Бодуэн продолжал стоять, понурившись, и такое горькое разочарование и упрек читались в его глазах, что василевс пожевал темными губами, перекрестился и добавил:

– Нуреддин грозится казнить всех этих узников, если я не договорюсь с ним. Когда я предстану перед своим судией, что я ему скажу? Что предпочел войну спасению шести тысяч христианских душ? Большинство из них – ваши единоверцы и соратники.

Король только зубами скрипнул. Большинство пленников – ненадобные франкам германцы, гниющие в алеппских застенках уже десяток лет, со времен неудачного крестового похода Конрада. Никто из них в Палестине ни на единый день не задержится.

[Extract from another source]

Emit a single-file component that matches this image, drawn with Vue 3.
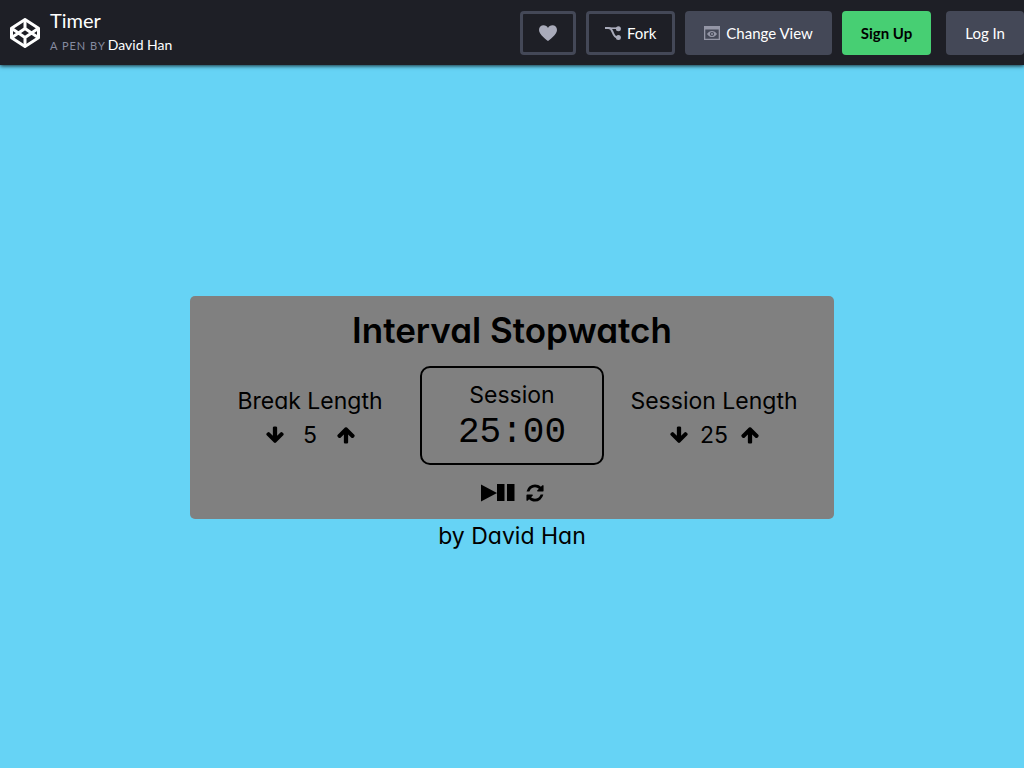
<script setup>
import { ref, computed, onUnmounted } from 'vue'

const breakLength = ref(5)
const sessionLength = ref(25)
const remaining = ref(25 * 60)
const phase = ref('Session')
let timer = null

const clock = computed(() => {
  const m = String(Math.floor(remaining.value / 60)).padStart(2, '0')
  const s = String(remaining.value % 60).padStart(2, '0')
  return `${m}:${s}`
})

function changeBreak(step) {
  breakLength.value = Math.min(60, Math.max(1, breakLength.value + step))
}

function changeSession(step) {
  sessionLength.value = Math.min(60, Math.max(1, sessionLength.value + step))
  if (!timer) remaining.value = sessionLength.value * 60
}

function stop() {
  clearInterval(timer)
  timer = null
}

function tick() {
  if (remaining.value > 0) {
    remaining.value -= 1
    return
  }
  phase.value = phase.value === 'Session' ? 'Break' : 'Session'
  remaining.value = (phase.value === 'Session' ? sessionLength.value : breakLength.value) * 60
}

function toggle() {
  if (timer) stop()
  else timer = setInterval(tick, 1000)
}

function reset() {
  stop()
  breakLength.value = 5
  sessionLength.value = 25
  remaining.value = 25 * 60
  phase.value = 'Session'
}

onUnmounted(stop)

const arrowDown = 'M1675 832q0 53-37 90l-651 652q-39 37-91 37-53 0-90-37l-651-652q-38-36-38-90 0-53 38-91l74-75q39-37 91-37 53 0 90 37l294 294v-704q0-52 38-90t90-38h128q52 0 90 38t38 90v704l294-294q37-37 90-37 52 0 91 37l75 75q37 39 37 91z'
const arrowUp = 'M1675 971q0 51-37 90l-75 75q-38 38-91 38-54 0-90-38l-294-293v704q0 52-37.5 84.5t-90.5 32.5h-128q-53 0-90.5-32.5t-37.5-84.5v-704l-294 293q-36 38-90 38t-90-38l-75-75q-38-38-38-90 0-53 38-91l651-651q35-37 90-37 54 0 91 37l651 651q37 39 37 91z'
const refresh = 'M1639 1056q0 5-1 7-64 268-268 434.5t-478 166.5q-146 0-282.5-55t-243.5-157l-129 129q-19 19-45 19t-45-19-19-45v-448q0-26 19-45t45-19h448q26 0 45 19t19 45-19 45l-137 137q71 66 161 102t187 36q134 0 250-65t186-179q11-17 53-117 8-23 30-23h192q13 0 22.5 9.5t9.5 22.5zm25-800v448q0 26-19 45t-45 19h-448q-26 0-45-19t-19-45 19-45l138-138q-148-137-349-137-134 0-250 65t-186 179q-11 17-53 117-8 23-30 23h-199q-13 0-22.5-9.5t-9.5-22.5v-7q65-268 270-434.5t480-166.5q146 0 284 55.5t245 156.5l130-129q19-19 45-19t45 19 19 45z'
</script>

<template>
  <div class="page">
    <header class="bar">
      <a class="logo" href="#" aria-label="Home">
        <svg viewBox="0 0 30 30" width="30" height="30" fill="none" stroke="#fff" stroke-width="3" stroke-linejoin="round">
          <path d="M15 1.5 28.5 10.2V19.8L15 28.5 1.5 19.8V10.2Z" />
          <path d="M15 1.5V10.5M15 19.5V28.5M1.5 10.2 15 19.5 28.5 10.2M1.5 19.8 15 10.5 28.5 19.8" />
        </svg>
      </a>
      <div class="meta">
        <h1 class="pen-title">Timer</h1>
        <p class="byline"><span class="caption">A Pen By</span><a class="author" href="#">David Han</a></p>
      </div>
      <nav class="actions">
        <button class="btn outline" type="button" aria-label="Love this pen">
          <svg viewBox="0 0 18 16" width="18" height="16" fill="#a9abba">
            <path d="M9 16C7.600 14.800 0 9.600 0 4.900 0 2 2 .3 4.600.3 6.500.3 8.200 1.300 9 3 9.800 1.300 11.500.3 13.400.3 16 .3 18 2 18 4.900 18 9.600 10.400 14.800 9 16Z" />
          </svg>
        </button>
        <button class="btn outline" type="button">
          <svg viewBox="0 0 16 14" width="16" height="14" fill="#a9abba">
            <path d="M0 2H3.500C6.500 2 7 4.500 8 7 9 9.800 9.800 11.300 12.500 11.300" fill="none" stroke="#a9abba" stroke-width="2" />
            <path d="M3 2.200H12.500" stroke="#a9abba" stroke-width="1.600" />
            <circle cx="13.400" cy="2.700" r="2.500" />
            <circle cx="13.400" cy="11.400" r="2.500" />
          </svg>
          Fork
        </button>
        <button class="btn" type="button">
          <svg viewBox="0 0 16 14" width="16" height="14" fill="#9496a6">
            <path fill-rule="evenodd" d="M0 0H16V14H0ZM1.300 3.500V12.700H14.700V3.500Z" />
            <path fill-rule="evenodd" d="M3 8C4.300 5.900 6 4.900 8 4.900S11.700 5.900 13 8C11.700 10.100 10 11.100 8 11.100S4.300 10.100 3 8ZM8 5.900A2.100 2.100 0 1 0 8 10.100 2.100 2.100 0 1 0 8 5.900Z" />
            <circle cx="8" cy="8" r="1" />
          </svg>
          Change View
        </button>
        <button class="btn green" type="button">Sign Up</button>
        <button class="btn login" type="button">Log In</button>
      </nav>
    </header>

    <main class="stage">
      <section class="panel">
        <h2 class="heading">Interval Stopwatch</h2>
        <div class="columns">
          <div class="setting">
            <div>Break Length</div>
            <div class="stepper">
              <button class="icon" type="button" aria-label="Decrease break" @click="changeBreak(-1)">
                <svg viewBox="0 0 1792 1792" width="20" height="20"><path :d="arrowDown" /></svg>
              </button>
              <span class="value">{{ breakLength }}</span>
              <button class="icon" type="button" aria-label="Increase break" @click="changeBreak(1)">
                <svg viewBox="0 0 1792 1792" width="20" height="20"><path :d="arrowUp" /></svg>
              </button>
            </div>
          </div>
          <div class="display">
            <div class="phase">{{ phase }}</div>
            <div class="clock">{{ clock }}</div>
          </div>
          <div class="setting">
            <div>Session Length</div>
            <div class="stepper">
              <button class="icon" type="button" aria-label="Decrease session" @click="changeSession(-1)">
                <svg viewBox="0 0 1792 1792" width="20" height="20"><path :d="arrowDown" /></svg>
              </button>
              <span class="value">{{ sessionLength }}</span>
              <button class="icon" type="button" aria-label="Increase session" @click="changeSession(1)">
                <svg viewBox="0 0 1792 1792" width="20" height="20"><path :d="arrowUp" /></svg>
              </button>
            </div>
          </div>
        </div>
        <div class="controls">
          <button class="icon" type="button" aria-label="Start or pause" @click="toggle">
            <svg viewBox="0 0 34 18" width="34" height="18"><path d="M0 0.500 16 9 0 17.500ZM16 0H23.500V17H16ZM26 0H33.500V17H26Z" /></svg>
          </button>
          <button class="icon" type="button" aria-label="Reset" @click="reset">
            <svg viewBox="0 0 1792 1792" width="20" height="20"><path :d="refresh" /></svg>
          </button>
        </div>
      </section>
      <p class="credit">by David Han</p>
    </main>
  </div>
</template>

<style>
body {
  margin: 0;
  background: #66d3f5;
}
</style>

<style scoped>
.page {
  min-height: 100vh;
  display: flex;
  flex-direction: column;
  color: #000;
  background: #66d3f5;
}
.bar {
  display: flex;
  align-items: center;
  height: 65px;
  padding-left: 10px;
  background: #1e1f26;
  box-shadow: 0 1px 4px rgba(0, 0, 0, 0.8);
  font-family: Lato, sans-serif;
  color: #fff;
}
.logo,
.logo svg {
  display: block;
}
.meta {
  margin-left: 10px;
}
.pen-title {
  margin: 0;
  font-size: 20px;
  font-weight: 400;
  line-height: 24px;
}
.byline {
  display: flex;
  align-items: baseline;
  gap: 2px;
  margin: 0;
  font-size: 14px;
  line-height: 25px;
}
.caption {
  color: #868ca0;
  font-size: 11px;
  letter-spacing: 1px;
  text-transform: uppercase;
}
.author {
  color: #fff;
  text-decoration: none;
}
.actions {
  display: flex;
  gap: 10px;
  margin-left: auto;
}
.btn {
  display: flex;
  align-items: center;
  gap: 6px;
  height: 44px;
  padding: 0 19px;
  border: 0;
  border-radius: 4px;
  background: #444857;
  color: #fff;
  font: 400 15px Lato, sans-serif;
  white-space: nowrap;
}
.outline {
  padding: 0 16px;
  border: 3px solid #444857;
  background: transparent;
}
.green {
  background: #47cf73;
  color: #000;
  font-weight: 700;
}
.login {
  margin-left: 5px;
}
.stage {
  flex: 1;
  display: flex;
  flex-direction: column;
  align-items: center;
  justify-content: center;
  padding-top: 16px;
  font-family: Inter, sans-serif;
  font-feature-settings: "cv11";
  font-size: 23px;
  line-height: 35px;
  text-align: center;
}
.panel {
  box-sizing: border-box;
  width: 100%;
  max-width: 644px;
  padding: 8px 20px 16px;
  border-radius: 5px;
  background: #808080;
}
.heading {
  margin: 0 0 10px;
  font-size: 35px;
  font-weight: 600;
  line-height: 52px;
}
.columns {
  display: grid;
  grid-template-columns: repeat(3, 184px);
  justify-content: center;
  align-items: center;
  gap: 18px;
}
.setting {
  padding-top: 4px;
  white-space: nowrap;
}
.stepper {
  display: flex;
  align-items: center;
  justify-content: center;
  gap: 10px;
  line-height: 32px;
}
.value {
  width: 31px;
}
.icon {
  display: flex;
  padding: 0;
  border: 0;
  background: none;
  color: #000;
}
.display {
  box-sizing: border-box;
  padding: 10px 0;
  border: 2px solid #000;
  border-radius: 10px;
}
.clock {
  font-family: "Liberation Mono", monospace;
  font-size: 36px;
  line-height: 40px;
}
.controls {
  display: flex;
  align-items: center;
  justify-content: center;
  gap: 10px;
  margin-top: 18px;
  padding-left: 2px;
}
.credit {
  margin: 0;
}
</style>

Рейнальд, который ради мира с ромеями в ногах у императора валялся, больше других негодовал на предательство Мануила. Как близки они были к тому, чтобы захватить вражескую опору, ворваться в ворота недоступной твердыни, промчаться с триумфом по узким улочкам, разграбить сокровища, разорить мечети, овладеть недосягаемой цитаделью! А теперь кто знает, как и когда это случится?!

Не удержался, сверкнул наглыми глазами из-под темных бровей:

– В день суда Ваша Царственность скажет Всевышнему, что Святая Земля и Гроб Господень стоили шести тысяч воинов, которым Господь давно велел за себя сражаться и погибнуть во имя Свое.